Dusti Bongé Keyhole People

As the first Mississippi artist to exclusively work in a Modernist style, Dusti Bongé went through a Surrealist period. On the global stage, this movement was at its peak during the 1930s and 1940s as the Western world and its artists were in the disastrous clutches of depression, fascism and world war.

Max Ernst and Salvador Dalí are the most well-known practitioners of Surrealist art, but the movement featured a variety of exceptionally talented women including Leonor Fini and Leonora Carrington. And Dusti Bongé.

This artwork introduces us to Bongé’s “Keyhole People,” part of her exploration of Surrealism. Analysis of the piece comes from Dusti Bongé Art Foundation Executive Director Ligia M. Römer.

Dusti Bongé, The Spiral: Fav-o-rite Sketchbook – p.7, 1953, watercolor on paper, 6” x 4”

This small work is in a sketchbook that is part of a group of about ten spiral bound Fav-o-rite Sketch Books that Dusti Bongé used frequently between 1950 and 1953. Most of these sketch books are still in good shape considering their age, insofar that they still have their front and back covers and the paper has not completely frayed at the spirals. 

While most of the “spirals” in this group are 5” x 7,” this particular one is even smaller, a mere 4” x 6.” Each book originally contained 30 sheets, but none of Dusti’s still do. 

Each of these sketch books is filled with her enigmatic surrealist Keyhole People, with their vague resemblance to human figures, and the majority of those sketches are ink drawings.

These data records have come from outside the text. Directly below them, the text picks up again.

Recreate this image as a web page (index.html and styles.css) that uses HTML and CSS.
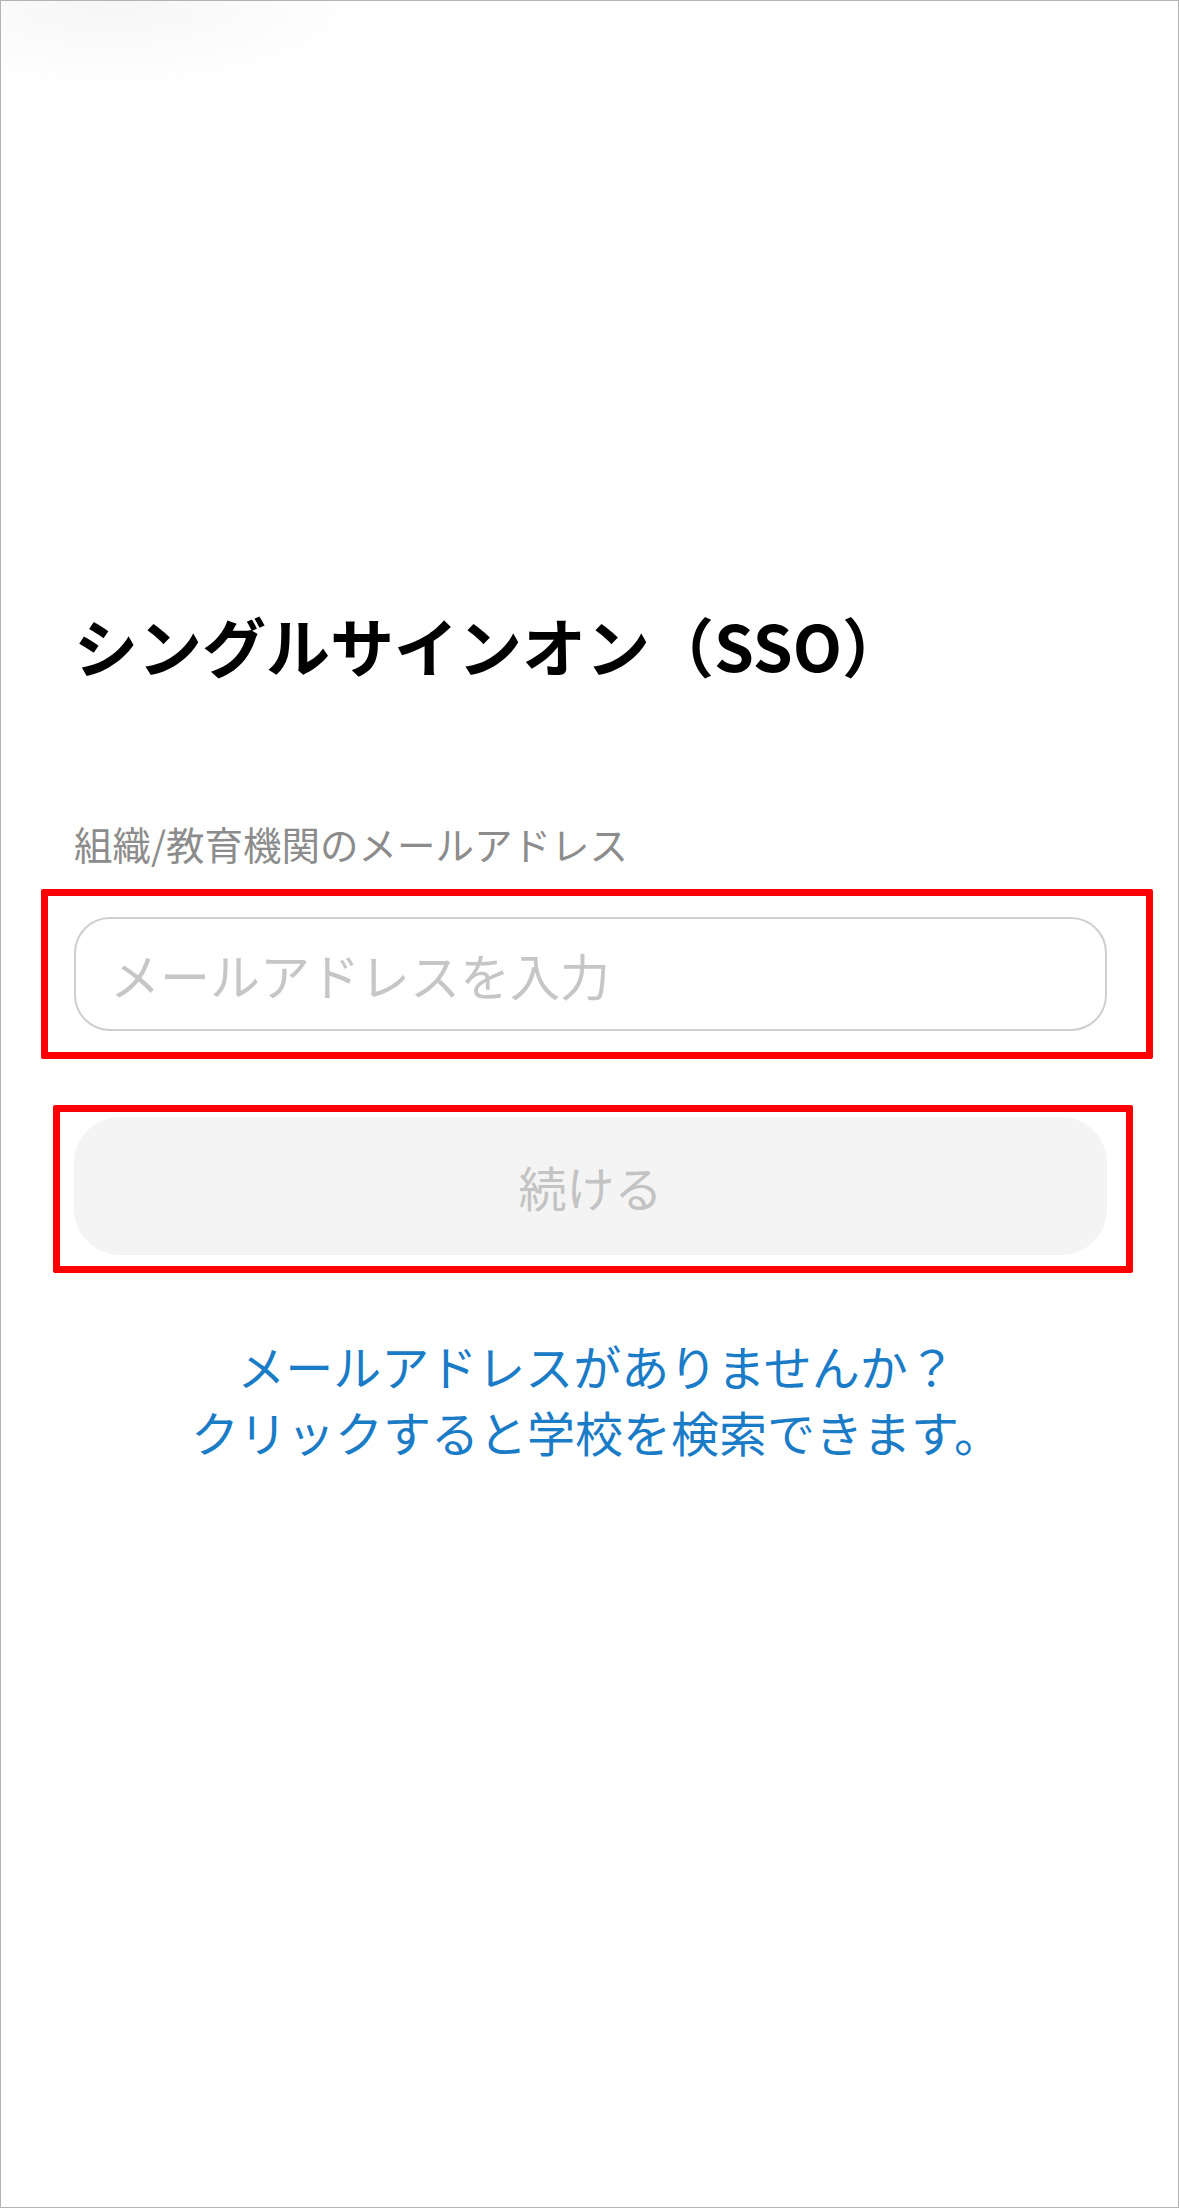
FILE: index.html
```html
<!DOCTYPE html>
<html lang="ja">
<head>
<meta charset="utf-8">
<title>シングルサインオン（SSO）</title>
<link rel="stylesheet" href="styles.css">
</head>
<body>
<div class="screen">
  <main class="sso">
    <h1 class="sso-title">シングルサインオン（SSO）</h1>
    <form class="sso-form">
      <label class="field-label" for="email">組織/教育機関のメールアドレス</label>
      <input class="field-input" id="email" type="email" placeholder="メールアドレスを入力">
      <button class="continue-btn" type="button" disabled>続ける</button>
    </form>
    <a class="school-link" href="#">メールアドレスがありませんか？<br>クリックすると学校を検索できます。</a>
  </main>
  <div class="mark mark-input"></div>
  <div class="mark mark-button"></div>
</div>
</body>
</html>
```

FILE: styles.css
```css
html, body {
  margin: 0;
  padding: 0;
  background: #ffffff;
}

.screen {
  position: relative;
  box-sizing: border-box;
  width: 1179px;
  height: 2208px;
  border: 1px solid #b3b3b3;
  background: radial-gradient(ellipse 260px 90px at 110px 0px, #f6f6f6 0%, #fbfbfb 55%, #ffffff 100%);
  font-family: "Noto Sans CJK JP", "Noto Sans", sans-serif;
  overflow: hidden;
}

.sso {
  padding: 0 71px 0 73px;
  display: flex;
  flex-direction: column;
}

.sso-title {
  margin: 598px 0 0 0;
  font-size: 64px;
  line-height: 90px;
  font-weight: 700;
  color: #000000;
}

.sso-form {
  display: flex;
  flex-direction: column;
  margin: 0;
}

.field-label {
  margin-top: 126px;
  font-size: 38.5px;
  line-height: 56px;
  color: #8c8c8c;
}

.field-input {
  box-sizing: border-box;
  margin-top: 46px;
  width: 100%;
  height: 114px;
  padding: 0 34px;
  border: 2px solid #cfcfcf;
  border-radius: 36px;
  background: #ffffff;
  font-family: inherit;
  font-size: 50px;
  color: #222222;
  outline: none;
}

.field-input::placeholder {
  color: #c6c6c6;
}

.continue-btn {
  box-sizing: border-box;
  margin-top: 86px;
  width: 100%;
  height: 138px;
  border: 0;
  border-radius: 46px;
  background: #f4f4f4;
  font-family: inherit;
  font-size: 48px;
  color: #c3c3c3;
}

.school-link {
  margin-top: 77px;
  padding-left: 12px;
  text-align: center;
  font-size: 48px;
  line-height: 66px;
  color: #1a7bc6;
  text-decoration: none;
}

/* red highlight frames drawn over the form controls */
.mark {
  position: absolute;
  box-sizing: border-box;
  border: 7px solid #ff0000;
  border-radius: 2px;
}

.mark-input {
  left: 40px;
  top: 888px;
  width: 1112px;
  height: 170px;
}

.mark-button {
  left: 52px;
  top: 1104px;
  width: 1080px;
  height: 168px;
}
```
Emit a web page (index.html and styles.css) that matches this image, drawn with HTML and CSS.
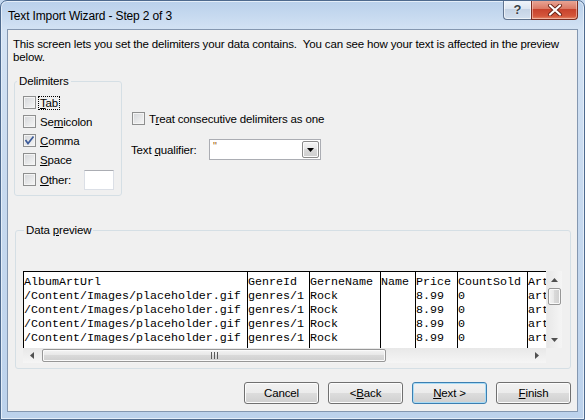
FILE: index.html
```html
<!DOCTYPE html>
<html><head><title>Text Import Wizard - Step 2 of 3</title>
<link rel="stylesheet" href="styles.css">
</head>
<body>
<div class="window">
  <div class="titlebar">
    <span class="title">Text Import Wizard - Step 2 of 3</span>
    <div class="caption">
      <span class="help">?</span>
      <span class="close">
        <svg width="16" height="12" viewBox="0 0 16 12">
          <path d="M3 1.5 L13 10.5 M13 1.5 L3 10.5" stroke="#6a2418" stroke-width="4" stroke-linecap="round"/>
          <path d="M3 1.5 L13 10.5 M13 1.5 L3 10.5" stroke="#fff" stroke-width="2.2" stroke-linecap="round"/>
        </svg>
      </span>
    </div>
  </div>

  <div class="client">
    <p class="intro">This screen lets you set the delimiters your data contains.&nbsp; You can see how your text is affected in the preview<br>below.</p>

    <div class="options">
      <fieldset class="group delims">
        <legend>Delimiters</legend>
        <div class="chk-row"><span class="chk"></span><span class="focus"><u>T</u>ab</span></div>
        <div class="chk-row"><span class="chk"></span><span>Se<u>m</u>icolon</span></div>
        <div class="chk-row"><span class="chk checked">
          <svg width="11" height="11" viewBox="0 0 11 11"><path d="M1.5 5 L4 8.5 L9.5 1.5" fill="none" stroke="#3d5b99" stroke-width="1.7"/></svg>
        </span><span><u>C</u>omma</span></div>
        <div class="chk-row"><span class="chk"></span><span><u>S</u>pace</span></div>
        <div class="chk-row other"><span class="chk"></span><span class="other-label"><u>O</u>ther:</span><span class="textbox"></span></div>
      </fieldset>

      <div class="side">
        <div class="chk-row treat"><span class="chk"></span><span>T<u>r</u>eat consecutive delimiters as one</span></div>
        <div class="qualifier">
          <span class="qual-label">Text <u>q</u>ualifier:</span>
          <div class="combo">
            <span class="combo-val">"</span>
            <span class="combo-btn"><svg width="7" height="4" viewBox="0 0 7 4"><polygon points="0,0 7,0 3.5,4" fill="#000"/></svg></span>
          </div>
        </div>
      </div>
    </div>

    <fieldset class="group preview">
      <legend>Data <u>p</u>review</legend>
      <div class="grid-wrap">
        <div class="grid-top">
          <div class="grid">
            <div class="col c1">AlbumArtUrl
/Content/Images/placeholder.gif
/Content/Images/placeholder.gif
/Content/Images/placeholder.gif
/Content/Images/placeholder.gif</div>
            <div class="col c2">GenreId
genres/1
genres/1
genres/1
genres/1</div>
            <div class="col c3">GerneName
Rock
Rock
Rock
Rock</div>
            <div class="col c4">Name</div>
            <div class="col c5">Price
8.99
8.99
8.99
8.99</div>
            <div class="col c6">CountSold
0
0
0
0</div>
            <div class="col c7">Art
art
art
art
art</div>
          </div>
          <div class="vscroll">
            <span class="arrow"><svg width="7" height="4" viewBox="0 0 7 4"><polygon points="0,4 3.5,0 7,4" fill="#505050"/></svg></span>
            <span class="vthumb"></span>
            <span class="track"></span>
            <span class="arrow"><svg width="7" height="4" viewBox="0 0 7 4"><polygon points="0,0 7,0 3.5,4" fill="#505050"/></svg></span>
          </div>
        </div>
        <div class="grid-bottom">
          <div class="hscroll">
            <span class="harrow"><svg width="4" height="7" viewBox="0 0 4 7"><polygon points="4,0 4,7 0,3.5" fill="#505050"/></svg></span>
            <span class="hthumb">
              <svg width="7" height="7" viewBox="0 0 7 7"><rect x="0" y="0" width="1" height="7" fill="#5a5a5a"/><rect x="3" y="0" width="1" height="7" fill="#5a5a5a"/><rect x="6" y="0" width="1" height="7" fill="#5a5a5a"/></svg>
            </span>
            <span class="track"></span>
            <span class="harrow"><svg width="4" height="7" viewBox="0 0 4 7"><polygon points="0,0 4,3.5 0,7" fill="#505050"/></svg></span>
          </div>
          <div class="corner"></div>
        </div>
      </div>
    </fieldset>

    <div class="buttons">
      <span class="btn">Cancel</span>
      <span class="btn">&lt; <u>B</u>ack</span>
      <span class="btn default"><u>N</u>ext &gt;</span>
      <span class="btn"><u>F</u>inish</span>
    </div>
  </div>
</div>
</body>
</html>
```

FILE: styles.css
```css
body {
	margin: 0;
	background: #c4d8ef;
	font-family: "Liberation Sans", Arial, sans-serif;
	font-size: 11.5px; letter-spacing: -0.15px;
	color: #000;
}
u { text-decoration: underline; text-underline-offset: 1px; }

.window {
	box-sizing: border-box;
	width: 585px; height: 420px;
	border: 1px solid #4e6a8e;
	border-radius: 7px 7px 0 0;
	background: linear-gradient(#b9d0eb, #d4e3f4 30px, #c8daef 180px, #bcd2ec);
	box-shadow: inset 0 0 0 1px #e4eef9;
	display: flex; flex-direction: column;
	overflow: hidden;
}

/* title bar */
.titlebar {
	height: 28px; flex-shrink: 0;
	display: flex; justify-content: space-between; align-items: flex-start;
}
.title { padding: 8px 0 0 7px; line-height: 14px; font-size: 12px; }
.caption { display: flex; margin: -1px 6px 0 0; }
.help, .close {
	box-sizing: border-box; height: 20px;
	display: flex; align-items: center; justify-content: center;
}
.help {
	width: 28px;
	border: 1px solid #61748f; border-top: none; border-right: none;
	border-radius: 0 0 0 4px;
	background: linear-gradient(#f2f6fb, #dde6f1 45%, #c5d3e5 50%, #d3e0ef);
	box-shadow: inset 0 0 0 1px rgba(255,255,255,0.6);
	font-weight: bold; font-size: 13px; color: #3a3f47;
	text-shadow: 0 0 2px #fff;
}
.close {
	width: 47px;
	border: 1px solid #7a2c20; border-top: none;
	border-radius: 0 0 4px 0;
	background: linear-gradient(#eaa99a, #db7a66 45%, #c8432d 50%, #d4563b 85%, #e58c6b);
	box-shadow: inset 0 0 0 1px rgba(255,220,210,0.5);
}

/* client area */
.client {
	margin: 0 6px;
	height: 383px; box-sizing: border-box; flex-shrink: 0;
	border: 1px solid #8497b0;
	background: #f0f0f0;
	display: flex; flex-direction: column; align-items: flex-start;
}
.client > * { flex-shrink: 0; }
.intro { margin: 0; padding: 8px 0 0 5px; line-height: 13px; white-space: nowrap; }

.group {
	margin: 0; min-width: 0;
	box-sizing: border-box;
	border: 1px solid #d5dfe5;
	border-radius: 3px;
}
.group legend { padding: 0 2px; line-height: 13px; }

.options { display: flex; margin: 11px 0 0 6px; }
.delims { width: 108px; padding: 5px 0 5px 0; }
.delims legend { margin-left: 2px; }
.delims .chk-row { margin-left: 8px; }

.chk-row { display: flex; align-items: center; height: 19px; }
.chk {
	box-sizing: border-box;
	width: 13px; height: 13px; margin-right: 4px; flex-shrink: 0;
	border: 1px solid #8e8f8f;
	background: linear-gradient(135deg, #d4d6d9, #f6f6f6);
	box-shadow: inset 0 0 0 1px #f4f4f4;
	display: flex; align-items: center; justify-content: center;
}
.focus { border: 1px dotted #000; padding: 0 1px; margin-left: -2px; line-height: 12px; }
.other { height: 21px; }
.other-label { width: 44px; }
.textbox {
	box-sizing: border-box; width: 30px; height: 20px;
	background: #fff;
	border: 1px solid #dbdfe6; border-top-color: #abadb3;
}

.side { margin-left: 9px; }
.treat { margin: 34px 0 0 1px; }
.qualifier { display: flex; align-items: center; margin-top: 11px; height: 21px; }
.qual-label { width: 78px; }
.combo {
	box-sizing: border-box; width: 112px; height: 21px;
	border: 1px solid #abadb3; background: #fff;
	display: flex; align-items: center; justify-content: space-between;
	padding: 0 1px 0 3px;
}
.combo-val { color: #a0600e; font-size: 11px; align-self: flex-start; line-height: 12px; }
.combo-btn {
	box-sizing: border-box; width: 17px; height: 17px;
	border: 1px solid #8a8a8a; border-radius: 2px;
	background: linear-gradient(#f4f4f4, #e6e6e6 50%, #d8d8d8 50%, #cecece);
	box-shadow: inset 0 0 0 1px #fbfbfb;
	display: flex; align-items: center; justify-content: center;
}

/* data preview */
.preview {
	width: 556px; height: 145px;
	margin: 28px 0 0 7px;
	padding: 34px 0 0 7px;
}
.preview legend { margin-left: 1px; }
.grid-wrap { width: 539px; }
.grid-top { display: flex; width: 539px; height: 77px; }
.grid {
	width: 523px; flex: none; box-sizing: border-box;
	display: flex; overflow: hidden;
	background: #fff;
	border-top: 1px solid #000;
	font-family: "Liberation Mono", "Courier New", monospace;
	font-size: 11.67px; line-height: 14px; letter-spacing: 0;
}
.col {
	flex: none; box-sizing: border-box;
	border-left: 1px solid #000;
	padding-top: 3px;
	white-space: pre;
	overflow: hidden;
}
.c1 { width: 224px; }
.c2 { width: 62px; }
.c3 { width: 71px; }
.c4 { width: 35px; }
.c5 { width: 42px; }
.c6 { width: 70px; }
.c7 { width: 19px; }

.vscroll {
	width: 16px; flex: none; box-sizing: border-box;
	display: flex; flex-direction: column;
	background: linear-gradient(to right, #e8e8e8, #f5f5f5);
	border-left: 1px solid #ececec;
}
.arrow { height: 17px; flex: none; display: flex; align-items: center; justify-content: center; }
.harrow { width: 18px; flex: none; display: flex; align-items: center; justify-content: center; }
.track { flex: 1; }
.vthumb {
	height: 17px; margin: 0 1px;
	box-sizing: border-box;
	border: 1px solid #979797; border-radius: 2px;
	background: linear-gradient(to right, #f4f4f4, #e6e6e6 50%, #d9d9d9 50%, #cfcfcf);
	box-shadow: inset 0 0 0 1px #fafafa;
}
.grid-bottom { display: flex; width: 539px; height: 15px; }
.hscroll {
	width: 523px; flex: none; display: flex;
	background: linear-gradient(#e8e8e8, #f5f5f5);
}
.hthumb {
	width: 344px; flex: none; margin: 1px 0 1px 1px;
	box-sizing: border-box;
	border: 1px solid #979797; border-radius: 2px;
	background: linear-gradient(#f4f4f4, #e6e6e6 50%, #d9d9d9 50%, #cfcfcf);
	box-shadow: inset 0 0 0 1px #fafafa;
	display: flex; align-items: center; justify-content: center;
}
.corner { width: 16px; flex: none; background: #f0f0f0; }

/* buttons */
.buttons {
	display: flex; justify-content: flex-end; gap: 9px;
	align-self: stretch;
	margin-top: 13px; padding-right: 6px;
}
.btn {
	box-sizing: border-box; width: 75px; height: 22px;
	border: 1px solid #707070; border-radius: 3px;
	background: linear-gradient(#f2f2f2, #ebebeb 50%, #dddddd 50%, #cfcfcf);
	box-shadow: inset 0 0 0 1px #fcfcfc;
	display: flex; align-items: center; justify-content: center;
}
.btn.default {
	border-color: #3c7fb1;
	box-shadow: inset 0 0 0 1px #a9dcf6;
}
```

But there are occasional exceptions where she brings in a bit of color. And then there is this sketch book, which contains seven sheets of watercolor compositions amongst sixteen pen and ink Keyhole People.

These pieces start veering away from the surrealist figures and toward complete abstraction. They are not simple ink drawings, but little watercolor paintings with faint pencil lines underneath and a few ink marks. Some still have a hint of keyhole figures in them, but this sketch has completely moved away from that.

This is not a drawing of identifiable figures, but an abstract composition with a strong form that has no representational quality or narrative content. It consists of a dominant, folded, black figure that snakes from the top, left of center, to the bottom, right of center. It is diagonally flanked by black circles completing the basic layout. These shapes together are foregrounded against a mustardy gold ground and a central blue area, and highlighted on one side in white. 

It’s a genuinely abstract work allowing colors and forms to play off one another.

This small spiral bound sketch book thus contains some of the first works that launched Dusti’s subsequent 40-year pursuit of abstraction in her art.